In a decision issued last week the Canadian Radio-television and Telecommunications Commission (CRTC) approved the introduction of a new usage-based internet service billing framework whilst mandating that large facilities-based operators must offer their wholesale internet access customers a 15% discount on the usage-based rates compared to the fees they charge their own retail customers, with effect from March this year. The CRTC claims that the new usage-based billing policy strikes a balance between encouraging competition from resale-based ISPs such as Primus and Tekksavvy and the traffic management needs of incumbent fixed line telcos such as Bell Canada, Bell Aliant, Telus, MTS and Sasktel and large cablecos such as Rogers, Videotron, Shaw and Cogeco.
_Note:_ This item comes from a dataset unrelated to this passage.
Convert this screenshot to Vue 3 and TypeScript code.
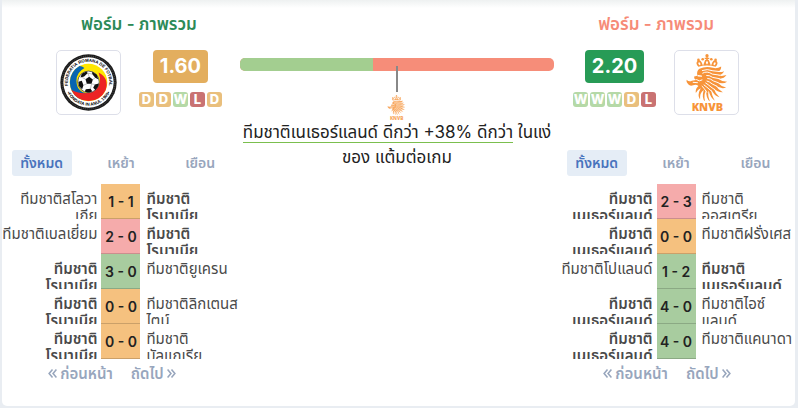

However, the regulation limits the smaller ISPs’ ability to offer unlimited data plans, leading a spokesperson for the Canadian Network Operators Consortium (CNOC) – representing 23 independent ISPs – to state that the group was considering its legal options in light of the decision. CNOC previously proposed that wholesale usage-based billing rates be discounted by a minimum of 50% relative to retail rates, ‘to redress various disadvantages faced by competitors relative to carriers.’
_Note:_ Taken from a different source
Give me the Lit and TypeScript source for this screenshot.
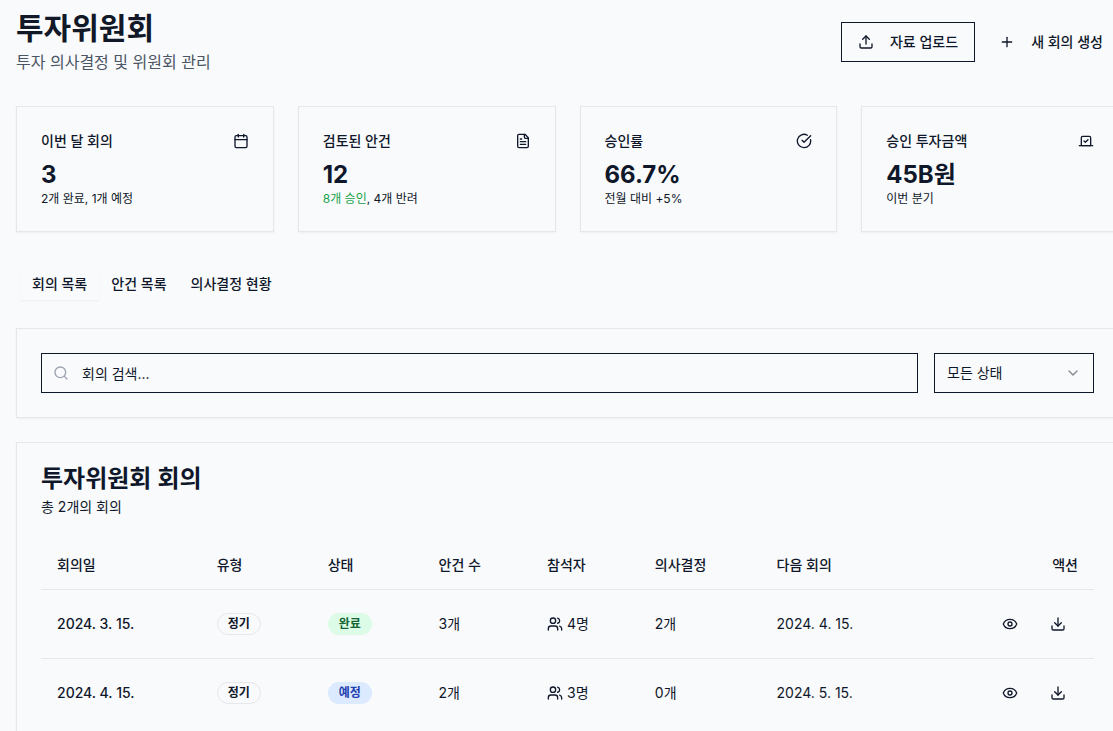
import { LitElement, html, css, svg, nothing } from "lit";
import { customElement, state } from "lit/decorators.js";

const icons = {
  upload: svg`<path d="M21 15v4a2 2 0 0 1-2 2H5a2 2 0 0 1-2-2v-4"/><polyline points="17 8 12 3 7 8"/><line x1="12" x2="12" y1="3" y2="15"/>`,
  plus: svg`<path d="M5 12h14"/><path d="M12 5v14"/>`,
  calendar: svg`<path d="M8 2v4"/><path d="M16 2v4"/><rect width="18" height="18" x="3" y="4" rx="2"/><path d="M3 10h18"/>`,
  file: svg`<path d="M15 2H6a2 2 0 0 0-2 2v16a2 2 0 0 0 2 2h12a2 2 0 0 0 2-2V7Z"/><path d="M14 2v4a2 2 0 0 0 2 2h4"/><path d="M10 9H8"/><path d="M16 13H8"/><path d="M16 17H8"/>`,
  check: svg`<path d="M21.801 10A10 10 0 1 1 17 3.335"/><path d="m9 11 3 3L22 4"/>`,
  vote: svg`<path d="m9 12 2 2 4-4"/><path d="M5 7c0-1.1.9-2 2-2h10a2 2 0 0 1 2 2v12H5V7Z"/><path d="M22 19H2"/>`,
  search: svg`<circle cx="11" cy="11" r="8"/><path d="m21 21-4.3-4.3"/>`,
  chevron: svg`<path d="m6 9 6 6 6-6"/>`,
  users: svg`<path d="M16 21v-2a4 4 0 0 0-4-4H6a4 4 0 0 0-4 4v2"/><circle cx="9" cy="7" r="4"/><path d="M22 21v-2a4 4 0 0 0-3-3.87"/><path d="M16 3.13a4 4 0 0 1 0 7.75"/>`,
  eye: svg`<path d="M2.062 12.348a1 1 0 0 1 0-.696 10.75 10.75 0 0 1 19.876 0 1 1 0 0 1 0 .696 10.75 10.75 0 0 1-19.876 0"/><circle cx="12" cy="12" r="3"/>`,
  download: svg`<path d="M21 15v4a2 2 0 0 1-2 2H5a2 2 0 0 1-2-2v-4"/><polyline points="7 10 12 15 17 10"/><line x1="12" x2="12" y1="15" y2="3"/>`,
};

const icon = (name: keyof typeof icons) => html`<svg
  class="icon" width="16" height="16" viewBox="0 0 24 24" fill="none" stroke="currentColor"
  stroke-width="2" stroke-linecap="round" stroke-linejoin="round" aria-hidden="true"
>${icons[name]}</svg>`;

interface Stat {
  label: string;
  icon: keyof typeof icons;
  value: string;
  good?: string;
  note: string;
}

const stats: Stat[] = [
  { label: "이번 달 회의", icon: "calendar", value: "3", note: "2개 완료, 1개 예정" },
  { label: "검토된 안건", icon: "file", value: "12", good: "8개 승인", note: ", 4개 반려" },
  { label: "승인률", icon: "check", value: "66.7%", note: "전월 대비 +5%" },
  { label: "승인 투자금액", icon: "vote", value: "45B원", note: "이번 분기" },
];

const meetings = [
  { date: "2024. 3. 15.", type: "정기", status: "완료", tone: "done", agenda: 3, people: 4, decisions: 2, next: "2024. 4. 15." },
  { date: "2024. 4. 15.", type: "정기", status: "예정", tone: "planned", agenda: 2, people: 3, decisions: 0, next: "2024. 5. 15." },
];

const tabs = ["회의 목록", "안건 목록", "의사결정 현황"];

@customElement("app-root")
export class AppRoot extends LitElement {
  @state() private tab = 0;

  static styles = css`
    :host {
      display: block;
      min-height: 100vh;
      overflow: hidden;
      background: #f9fafc;
      color: #0f172a;
      font-family: Inter, "Noto Sans CJK KR", sans-serif;
      font-size: 14px;
      line-height: 20px;
    }
    * { box-sizing: border-box; }
    h1, h2, h3, p { margin: 0; }
    button, input, select { font: inherit; color: inherit; margin: 0; }
    .icon { flex: none; display: block; }
    .page { margin: 0 -6px 0 16px; padding: 10px 0 0; }
    .header { display: flex; justify-content: space-between; align-items: center; margin-bottom: 32px; }
    .title { font-size: 30px; line-height: 36px; font-weight: 700; color: #111827; }
    .subtitle { margin-top: 4px; font-size: 16px; line-height: 24px; color: #4b5563; }
    .buttons { display: flex; gap: 8px; }
    .button {
      display: flex; align-items: center; gap: 16px; height: 40px; padding: 0 16px;
      border: 0; background: transparent; font-weight: 500; cursor: pointer;
    }
    .outlined { border: 1px solid #0f172a; }
    .card { border: 1px solid #e5e7eb; padding: 24px; box-shadow: 0 1px 2px rgba(0, 0, 0, 0.05); }
    .stats { display: grid; grid-template-columns: repeat(4, 1fr); gap: 24px; margin-bottom: 32px; }
    .stat-head { display: flex; justify-content: space-between; align-items: center; margin-bottom: 8px; }
    .stat-label { font-size: 14px; line-height: 20px; font-weight: 500; }
    .stat-value { font-size: 24px; line-height: 32px; font-weight: 700; }
    .stat-note { font-size: 12px; line-height: 16px; }
    .good { color: #16a34a; }
    .tabs { display: flex; padding: 4px; margin-bottom: 24px; }
    .tab { padding: 6px 12px; border: 0; background: transparent; font-weight: 500; cursor: pointer; }
    .selected { box-shadow: 0 1px 2px rgba(0, 0, 0, 0.05); }
    .filters { display: flex; gap: 16px; margin-bottom: 24px; }
    .field { display: grid; align-items: center; }
    .field > * { grid-area: 1 / 1; }
    .field > .icon { pointer-events: none; }
    .search { flex: 1; }
    .search > .icon { margin-left: 12px; color: #9ca3af; }
    .input, .select {
      width: 100%; height: 40px; border: 1px solid #0f172a; border-radius: 0;
      background: transparent; appearance: none;
    }
    .input { padding: 0 12px 0 40px; }
    .input::placeholder { color: #0f172a; opacity: 1; }
    .select { padding: 0 32px 0 12px; }
    .status { width: 160px; }
    .status > .icon { justify-self: end; margin-right: 13px; opacity: 0.5; }
    .list-title { font-size: 24px; line-height: 24px; font-weight: 600; }
    .list-note { margin: 6px 0 24px; }
    .table { width: 100%; border-collapse: collapse; }
    .table th { height: 48px; padding: 0 16px; text-align: left; font-weight: 500; }
    .table td { padding: 16px; }
    .table tr { border-bottom: 1px solid #e5e7eb; }
    .table tbody tr:last-child { border-bottom: 0; }
    .table .end { text-align: right; }
    .table .date { font-weight: 500; }
    .badge {
      display: inline-block; padding: 2px 10px; border: 1px solid #e5e7eb; border-radius: 11px;
      font-size: 12px; line-height: 16px; font-weight: 600; vertical-align: middle;
    }
    .done { background: #dcfce7; border-color: transparent; color: #166534; }
    .planned { background: #dbeafe; border-color: transparent; color: #1e40af; }
    .people { display: flex; align-items: center; gap: 4px; }
    .actions { display: flex; justify-content: flex-end; gap: 8px; }
    .action { height: 36px; padding: 0 12px; border: 0; background: transparent; cursor: pointer; }
  `;

  render() {
    return html`
      <main class="page">
        <header class="header">
          <div>
            <h1 class="title">투자위원회</h1>
            <p class="subtitle">투자 의사결정 및 위원회 관리</p>
          </div>
          <div class="buttons">
            <button class="button outlined">${icon("upload")}자료 업로드</button>
            <button class="button">${icon("plus")}새 회의 생성</button>
          </div>
        </header>

        <section class="stats">
          ${stats.map((s) => html`
            <div class="card">
              <div class="stat-head"><h3 class="stat-label">${s.label}</h3>${icon(s.icon)}</div>
              <div class="stat-value">${s.value}</div>
              <p class="stat-note">${s.good ? html`<span class="good">${s.good}</span>` : nothing}${s.note}</p>
            </div>`)}
        </section>

        <div class="tabs" role="tablist">
          ${tabs.map((t, i) => html`
            <button class="tab ${i === this.tab ? "selected" : ""}" role="tab"
              aria-selected=${i === this.tab ? "true" : "false"} @click=${() => (this.tab = i)}>${t}</button>`)}
        </div>

        <section class="card filters">
          <label class="field search">
            <input class="input" type="text" placeholder="회의 검색..." aria-label="회의 검색" />
            ${icon("search")}
          </label>
          <label class="field status">
            <select class="select" aria-label="상태">
              <option>모든 상태</option>
              <option>완료</option>
              <option>예정</option>
            </select>
            ${icon("chevron")}
          </label>
        </section>

        <section class="card">
          <h2 class="list-title">투자위원회 회의</h2>
          <p class="list-note">총 ${meetings.length}개의 회의</p>
          <table class="table">
            <thead>
              <tr>
                <th>회의일</th><th>유형</th><th>상태</th><th>안건 수</th>
                <th>참석자</th><th>의사결정</th><th>다음 회의</th><th class="end">액션</th>
              </tr>
            </thead>
            <tbody>
              ${meetings.map((m) => html`
                <tr>
                  <td class="date">${m.date}</td>
                  <td><span class="badge">${m.type}</span></td>
                  <td><span class="badge ${m.tone}">${m.status}</span></td>
                  <td>${m.agenda}개</td>
                  <td><div class="people">${icon("users")}<span>${m.people}명</span></div></td>
                  <td>${m.decisions}개</td>
                  <td>${m.next}</td>
                  <td>
                    <div class="actions">
                      <button class="action" aria-label="보기">${icon("eye")}</button>
                      <button class="action" aria-label="다운로드">${icon("download")}</button>
                    </div>
                  </td>
                </tr>`)}
            </tbody>
          </table>
        </section>
      </main>
    `;
  }
}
As reported by Canadian website DigitalHome, the CRTC’s new usage-based framework dictates that third-party ISPs must apply a cap on consumers’ flat-rate monthly internet usage, which varies by province, for instance set at 25GB in Ontario and 60GB in Quebec. Beyond the provincial cap, standard usage-based premiums are set at CAD2 (USD1.99) per GB to a maximum of CAD60.00 per month for additional usage up to 300GB per month, with usage in excess of 300GB per month charged at CAD1.10 per GB. Plans wherein consumers can purchase blocks of additional data will be offered, at a current rate of CAD5 per month for an additional 40GB. Last week’s ruling means ISP resellers will pay the network operators 85% of the retail rate. The CRTC decision expands rulings in May and October last year approving wholesale usage-based billing for Bell units.